Monday, February 13, 2017

MK Dons wrap - Oxford United 1 MK Dons 0


It’s hard to remember given the 42 days since our last home league game, but Fans Day felt a little like every other day to me. It was ironic that it was played against a team whose fans have the shallowest roots in the country. Perhaps it was a sly dig rather than a club promotion.

Irony is somewhat lost on MK Dons fans given their sledging of Rob Hall for turning down a contract in favour of us during the summer. The club practically re-wrote the book when it comes to betrayal in football. Not only is there the well documented looting of Wimbledon, surely most of their fans have betrayed other clubs to follow the Dons at some point.

Hall is one of the remarkable stories of the season. I wasn’t hopeful when he signed; he’d had a pressure-free cameo at the club a few years ago on loan from West Ham but had never become the ‘new Jermaine Defoe’ that was promised at the time. Coupled with a long term injury, it seemed likely that he’d end up wallowing on the fringes like Danny Rose did in his second stint at the club. 

But, his recovery from injury and instant return to form has been stunning. A few years ago, he would have been out for far longer and would have had to remodel his game to accommodate any residual effects of his injury. But, he’s come back as if nothing had happened, his pace and guile being a key reasons we’ve hit the form we have.

Dons are a functional if uninspiring unit, fitting given that’s how you might describe the retail parks and shopping centres that characterise their city. They compressed the game into a third of the field and left little space down the flanks creating a gravitational force that the players, let alone the ball, struggled to escape from.

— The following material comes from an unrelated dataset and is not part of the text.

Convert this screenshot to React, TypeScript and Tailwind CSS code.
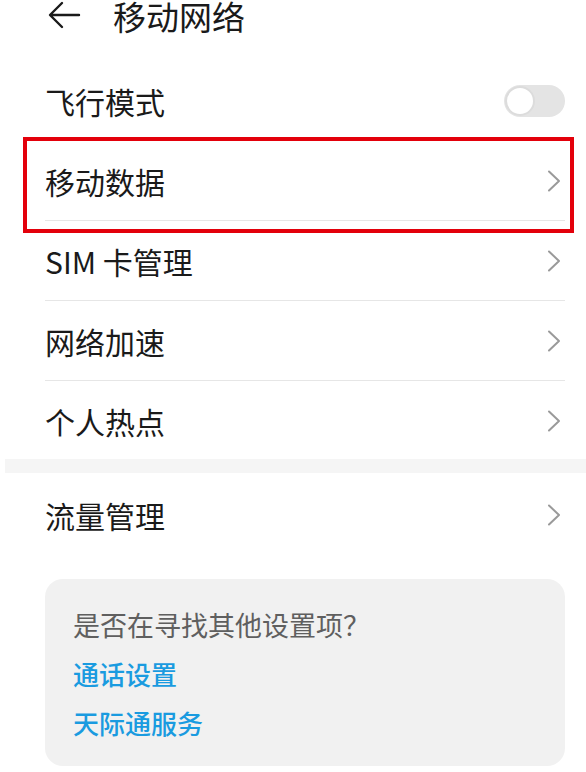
const FONT = 'font-["Noto_Sans_CJK_SC","Noto_Sans",sans-serif]'

function Chevron() {
  return (
    <svg width="14" height="22" viewBox="0 0 14 22" fill="none" stroke="#9a9a9a" strokeWidth="2" strokeLinecap="round" strokeLinejoin="round" className="mr-[4px]">
      <path d="M2 1.5l10 9.5-10 9.5" />
    </svg>
  )
}

function Row({ label, divider = true }: { label: string; divider?: boolean }) {
  return (
    <div className="h-[80px] pl-[45px] pr-[21px] relative flex items-center justify-between">
      <span className="text-[30px] text-[#1a1a1a] leading-none">{label}</span>
      <Chevron />
      {divider && <div className="absolute left-[45px] right-[21px] bottom-0 h-px bg-[#e6e6e6]" />}
    </div>
  )
}

export default function App() {
  return (
    <div className={`w-[586px] h-[772px] bg-white overflow-hidden relative ${FONT}`}>
      {/* header */}
      <div className="h-[61px] flex items-start">
        <div className="h-[33px] flex items-center pl-[48px] gap-[32px]">
          <svg width="33" height="28" viewBox="0 0 33 28" fill="none" stroke="#1a1a1a" strokeWidth="2.4" strokeLinecap="round" strokeLinejoin="round" className="-mt-[3px]">
            <path d="M31 14H3M14 2L2 14l12 12" />
          </svg>
          <span className="text-[33px] leading-none text-[#1a1a1a] -mt-[1px]">移动网络</span>
        </div>
      </div>

      {/* 飞行模式 */}
      <div className="h-[80px] pl-[45px] pr-[21px] flex items-center justify-between">
        <span className="text-[30px] text-[#1a1a1a] leading-none">飞行模式</span>
        <div className="w-[61px] h-[32px] rounded-full bg-[#e4e4e4] p-[1px] flex items-center">
          <div className="w-[30px] h-[30px] rounded-full bg-white border-[2px] border-[#dcdcdc]" />
        </div>
      </div>

      <Row label="移动数据" />
      <Row label="SIM 卡管理" />
      <Row label="网络加速" />
      <div className="h-[78px]">
        <Row label="个人热点" divider={false} />
      </div>

      <div className="h-[14px] ml-[5px] bg-[#f5f5f5]" />

      <div className="pt-[2px]">
        <Row label="流量管理" divider={false} />
      </div>

      {/* suggestion card */}
      <div className="ml-[45px] mr-[21px] mt-[24px] h-[187px] rounded-[18px] bg-[#f1f1f1] px-[28px] pt-[32px]">
        <div className="text-[27px] leading-none text-[#5f5f5f]">是否在寻找其他设置项？</div>
        <div className="text-[26px] leading-none text-[#1a9be0] font-medium mt-[23px]">通话设置</div>
        <div className="text-[26px] leading-none text-[#1a9be0] font-medium mt-[23px]">天际通服务</div>
      </div>

      {/* red annotation box */}
      <div className="absolute left-[23px] top-[137px] w-[551px] h-[96px] border-[4px] border-[#e3000b]" />
    </div>
  )
}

At the start of the season we were being caught out by competent physical teams, but it’s a different story now. Ryan Ledson relishes the muck and bullets of a midfield battle, even John Lundstram seems more comfortable in a dog-fight than he used to. Curtis Nelson became a deep-lying ball-carrying midfielder – it takes some guts to dribble into such a melee knowing the gap you’re leaving behind, but he’s looking more comfortable with every game. Even Toni Martinez, who on paper – a Spanish loanee from the Premier League – should not, by rights, want to get involved in anything so quintessentially English - battled away.

Marvin Johnson was re-deployed to left-back presumably to manage the threat of George Baldock. In the end they spent most of their time revving their engines like two high performance sports cars, neither quite having the guts to truly challenge the other just in case they were caught out.

With Martinez proving a handful dragging defenders to the floor and leaning into them, Kane Hemmings was the perfect replacement for half-an-hour of renewed harrying. When fired up he has the ability to cause weary centre-backs all sorts of problems and he came on and made a proper nuisance of himself. 

Ultimately someone needed to break out of the compact mass of bodies. Johnson occasionally patrolled his flank like Frank Poncherello in CHiPs, Chris Maguire beavered away as he does, but it was Hall who finally found the angle that allowed him to cross for Hemmings to glance home. A fittingly ironic way to settle the game.